Which suggests to us that the reason Edwards acted like such a squealing pig about the request is the reason Jeansonne wanted it in the first place was a grand slam – namely, that a review of e-mail correspondence between Edwards and Monaghan – or other teacher union bosses – would reveal that nothing he’s said in public to date didn’t originate from union talking points. That Edwards is nothing but a mouthpiece for the unions. And that Edwards cooked up this strategy, if you can call it that, of howling about things like local tax dollars, in concert with them.

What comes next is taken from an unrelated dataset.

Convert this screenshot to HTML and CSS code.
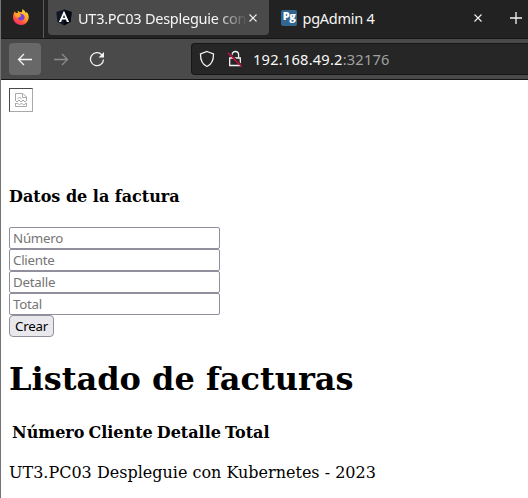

And that’s significant because the teachers’ unions have been behind the opposition to every single education reform in this country in the last 40 years, so it would be instructive if not surprising that they’re calling the plays against this one in Louisiana.

What Edwards ought to do, if he really is interested in having all the cards on the table where education reform in Louisiana is concerned like he’s been saying he is since he started whining about how fast the legislation was moving last week, is release his e-mail correspondence with Monaghan, and Joyce Haynes, and their lieutenants, and his friends on school boards, and anybody else in an official or political capacity involved in this debate. Because if he does that and a picture emerges which is different from what it looks like now, and Edwards doesn’t actually turn out to be a stooge of the teachers’ unions but a sincere opponent of this package, then maybe we should take him seriously.

The guess here is he won’t do that, for the precise reason Jeansonne wanted those e-mails. He’s carrying water for a crowd which opposes any changes to the current system that would give public-school parents more control over their children’s future.

And based on what the public thinks of that crowd, Edwards would rather not have that out in the open.